In the lines below, find how many contain the word "index" and report that figure alone.

(begin)

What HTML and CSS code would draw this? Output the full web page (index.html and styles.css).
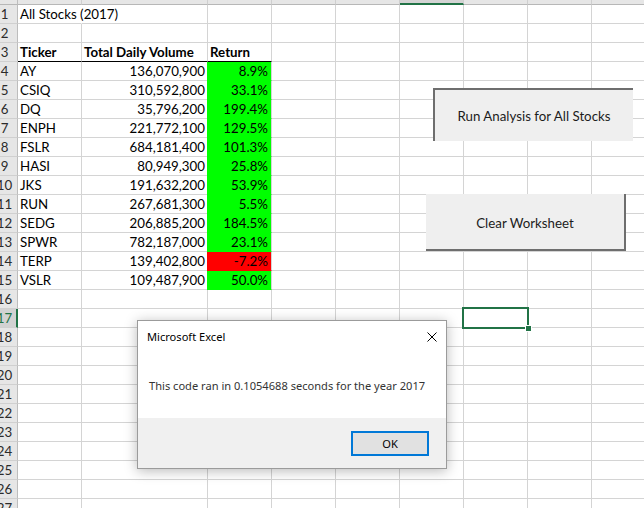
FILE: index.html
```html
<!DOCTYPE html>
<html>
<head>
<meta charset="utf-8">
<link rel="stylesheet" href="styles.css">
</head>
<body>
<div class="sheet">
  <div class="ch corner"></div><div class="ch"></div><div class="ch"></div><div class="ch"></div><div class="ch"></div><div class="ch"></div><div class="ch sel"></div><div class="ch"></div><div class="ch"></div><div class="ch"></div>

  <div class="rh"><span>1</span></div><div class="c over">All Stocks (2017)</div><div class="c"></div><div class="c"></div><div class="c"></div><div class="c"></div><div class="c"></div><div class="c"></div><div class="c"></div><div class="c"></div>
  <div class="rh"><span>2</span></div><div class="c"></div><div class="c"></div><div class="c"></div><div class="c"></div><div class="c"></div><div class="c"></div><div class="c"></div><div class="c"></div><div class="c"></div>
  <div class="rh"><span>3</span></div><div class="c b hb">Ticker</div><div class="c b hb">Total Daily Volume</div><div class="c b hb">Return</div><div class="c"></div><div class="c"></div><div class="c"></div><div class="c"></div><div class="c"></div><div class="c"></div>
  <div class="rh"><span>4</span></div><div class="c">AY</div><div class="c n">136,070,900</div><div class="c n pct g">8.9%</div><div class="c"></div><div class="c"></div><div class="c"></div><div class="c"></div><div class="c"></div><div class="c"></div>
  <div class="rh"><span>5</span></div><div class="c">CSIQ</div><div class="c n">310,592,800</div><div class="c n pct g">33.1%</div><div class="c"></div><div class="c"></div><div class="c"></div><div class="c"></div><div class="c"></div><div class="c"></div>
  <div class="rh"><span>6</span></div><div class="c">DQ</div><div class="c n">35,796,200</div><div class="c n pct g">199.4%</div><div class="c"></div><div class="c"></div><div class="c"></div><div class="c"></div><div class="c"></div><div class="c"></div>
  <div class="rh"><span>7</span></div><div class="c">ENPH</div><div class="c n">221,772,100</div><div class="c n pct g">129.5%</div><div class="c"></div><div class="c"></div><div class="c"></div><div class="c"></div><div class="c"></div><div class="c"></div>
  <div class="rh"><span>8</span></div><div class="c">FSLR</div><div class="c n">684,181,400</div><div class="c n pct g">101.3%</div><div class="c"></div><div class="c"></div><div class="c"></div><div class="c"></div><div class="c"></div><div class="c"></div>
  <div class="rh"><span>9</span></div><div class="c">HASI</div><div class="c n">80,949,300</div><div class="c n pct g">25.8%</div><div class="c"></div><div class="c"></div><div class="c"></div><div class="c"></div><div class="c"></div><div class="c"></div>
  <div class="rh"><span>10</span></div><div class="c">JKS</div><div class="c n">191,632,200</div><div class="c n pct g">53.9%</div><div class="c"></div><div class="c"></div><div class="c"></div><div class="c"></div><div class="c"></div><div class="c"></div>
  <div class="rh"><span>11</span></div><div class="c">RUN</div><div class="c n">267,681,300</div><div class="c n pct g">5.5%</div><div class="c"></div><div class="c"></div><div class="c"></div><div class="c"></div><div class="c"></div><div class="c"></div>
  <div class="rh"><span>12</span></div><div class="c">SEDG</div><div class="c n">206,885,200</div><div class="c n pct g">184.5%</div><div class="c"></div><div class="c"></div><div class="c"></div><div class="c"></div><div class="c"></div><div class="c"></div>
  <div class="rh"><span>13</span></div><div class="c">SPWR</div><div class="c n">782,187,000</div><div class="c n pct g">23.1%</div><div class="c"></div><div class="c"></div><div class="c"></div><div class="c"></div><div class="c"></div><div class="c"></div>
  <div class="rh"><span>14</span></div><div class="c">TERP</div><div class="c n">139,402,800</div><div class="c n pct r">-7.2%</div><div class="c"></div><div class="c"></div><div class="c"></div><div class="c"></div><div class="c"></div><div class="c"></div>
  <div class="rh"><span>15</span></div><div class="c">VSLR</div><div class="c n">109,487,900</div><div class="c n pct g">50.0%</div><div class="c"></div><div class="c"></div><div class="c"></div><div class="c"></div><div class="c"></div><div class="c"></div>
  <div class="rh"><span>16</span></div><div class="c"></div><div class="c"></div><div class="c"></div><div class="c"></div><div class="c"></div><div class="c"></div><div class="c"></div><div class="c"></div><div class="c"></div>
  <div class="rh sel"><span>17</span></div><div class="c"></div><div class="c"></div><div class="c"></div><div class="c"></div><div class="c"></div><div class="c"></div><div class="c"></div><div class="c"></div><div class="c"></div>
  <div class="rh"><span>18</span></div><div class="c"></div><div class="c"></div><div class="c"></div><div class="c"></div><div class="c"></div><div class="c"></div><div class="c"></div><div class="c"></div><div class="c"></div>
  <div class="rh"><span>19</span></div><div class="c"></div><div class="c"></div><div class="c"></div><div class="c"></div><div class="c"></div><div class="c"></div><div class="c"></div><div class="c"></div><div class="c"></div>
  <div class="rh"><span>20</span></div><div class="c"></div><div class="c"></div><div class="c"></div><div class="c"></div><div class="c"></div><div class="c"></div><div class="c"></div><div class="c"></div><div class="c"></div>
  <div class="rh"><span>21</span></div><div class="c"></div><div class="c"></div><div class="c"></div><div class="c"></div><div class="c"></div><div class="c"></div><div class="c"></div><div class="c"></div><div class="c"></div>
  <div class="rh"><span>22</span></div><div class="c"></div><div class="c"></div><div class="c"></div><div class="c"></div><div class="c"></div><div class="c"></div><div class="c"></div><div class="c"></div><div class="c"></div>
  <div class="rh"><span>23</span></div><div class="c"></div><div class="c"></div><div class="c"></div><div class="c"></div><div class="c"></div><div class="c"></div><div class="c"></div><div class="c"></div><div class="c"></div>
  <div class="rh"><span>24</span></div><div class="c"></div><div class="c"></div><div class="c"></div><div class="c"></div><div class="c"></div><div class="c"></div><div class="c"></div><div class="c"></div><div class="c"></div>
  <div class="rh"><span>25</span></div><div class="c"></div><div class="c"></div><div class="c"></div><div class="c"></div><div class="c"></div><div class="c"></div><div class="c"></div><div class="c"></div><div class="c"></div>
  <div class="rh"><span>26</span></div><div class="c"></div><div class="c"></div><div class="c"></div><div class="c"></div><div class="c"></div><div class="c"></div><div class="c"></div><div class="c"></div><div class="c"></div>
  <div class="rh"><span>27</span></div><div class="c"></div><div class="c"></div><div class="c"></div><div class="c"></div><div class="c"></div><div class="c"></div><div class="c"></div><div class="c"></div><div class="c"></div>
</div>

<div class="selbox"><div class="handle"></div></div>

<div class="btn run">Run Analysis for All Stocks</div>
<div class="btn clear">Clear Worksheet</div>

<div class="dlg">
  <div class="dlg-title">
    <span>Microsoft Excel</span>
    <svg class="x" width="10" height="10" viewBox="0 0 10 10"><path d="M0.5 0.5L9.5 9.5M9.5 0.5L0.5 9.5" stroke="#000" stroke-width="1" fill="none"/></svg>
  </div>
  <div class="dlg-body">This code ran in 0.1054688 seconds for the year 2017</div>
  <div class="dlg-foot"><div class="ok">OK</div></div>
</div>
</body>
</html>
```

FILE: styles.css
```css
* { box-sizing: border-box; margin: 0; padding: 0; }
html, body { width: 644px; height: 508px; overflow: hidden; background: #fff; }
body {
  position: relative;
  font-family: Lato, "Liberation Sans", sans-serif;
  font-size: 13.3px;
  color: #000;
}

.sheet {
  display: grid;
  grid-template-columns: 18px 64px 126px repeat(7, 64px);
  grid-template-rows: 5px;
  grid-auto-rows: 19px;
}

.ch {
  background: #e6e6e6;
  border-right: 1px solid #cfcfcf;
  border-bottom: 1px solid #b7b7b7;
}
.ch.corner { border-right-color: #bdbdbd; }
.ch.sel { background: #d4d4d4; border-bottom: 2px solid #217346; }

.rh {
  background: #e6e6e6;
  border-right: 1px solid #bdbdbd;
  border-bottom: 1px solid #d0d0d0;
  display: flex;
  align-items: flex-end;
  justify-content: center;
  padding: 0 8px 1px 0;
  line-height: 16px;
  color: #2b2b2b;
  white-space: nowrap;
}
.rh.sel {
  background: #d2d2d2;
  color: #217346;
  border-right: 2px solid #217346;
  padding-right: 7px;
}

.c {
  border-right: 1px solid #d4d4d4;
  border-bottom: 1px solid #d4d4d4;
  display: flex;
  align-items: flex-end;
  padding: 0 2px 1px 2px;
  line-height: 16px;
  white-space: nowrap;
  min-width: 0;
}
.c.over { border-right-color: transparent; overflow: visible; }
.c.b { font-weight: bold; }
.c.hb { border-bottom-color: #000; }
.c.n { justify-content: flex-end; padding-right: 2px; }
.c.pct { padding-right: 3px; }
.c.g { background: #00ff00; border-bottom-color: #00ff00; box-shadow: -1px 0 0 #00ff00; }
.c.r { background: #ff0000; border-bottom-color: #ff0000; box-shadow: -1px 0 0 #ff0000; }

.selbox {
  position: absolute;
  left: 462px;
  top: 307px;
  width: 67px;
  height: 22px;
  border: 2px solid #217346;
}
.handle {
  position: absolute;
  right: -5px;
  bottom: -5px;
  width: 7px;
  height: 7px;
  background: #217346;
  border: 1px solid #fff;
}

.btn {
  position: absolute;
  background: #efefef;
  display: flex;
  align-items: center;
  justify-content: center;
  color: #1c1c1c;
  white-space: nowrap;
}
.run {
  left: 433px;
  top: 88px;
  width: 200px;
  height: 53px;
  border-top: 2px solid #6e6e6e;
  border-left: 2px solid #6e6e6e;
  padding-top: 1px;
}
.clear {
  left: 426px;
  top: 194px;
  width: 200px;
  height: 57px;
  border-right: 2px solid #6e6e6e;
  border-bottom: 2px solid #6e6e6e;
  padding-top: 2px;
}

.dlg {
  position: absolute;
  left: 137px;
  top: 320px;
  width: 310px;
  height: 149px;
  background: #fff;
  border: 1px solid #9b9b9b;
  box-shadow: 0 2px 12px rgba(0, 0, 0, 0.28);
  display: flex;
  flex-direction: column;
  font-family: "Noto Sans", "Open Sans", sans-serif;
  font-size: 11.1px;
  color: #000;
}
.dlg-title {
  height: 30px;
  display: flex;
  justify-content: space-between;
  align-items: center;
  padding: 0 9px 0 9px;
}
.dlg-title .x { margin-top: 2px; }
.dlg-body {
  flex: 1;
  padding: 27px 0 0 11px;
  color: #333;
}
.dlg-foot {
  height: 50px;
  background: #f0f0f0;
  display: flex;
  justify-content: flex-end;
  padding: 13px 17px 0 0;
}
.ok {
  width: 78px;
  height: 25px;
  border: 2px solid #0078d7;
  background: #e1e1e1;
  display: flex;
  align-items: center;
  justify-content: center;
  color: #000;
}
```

(end)

_COMPLETE OUTPUT_
2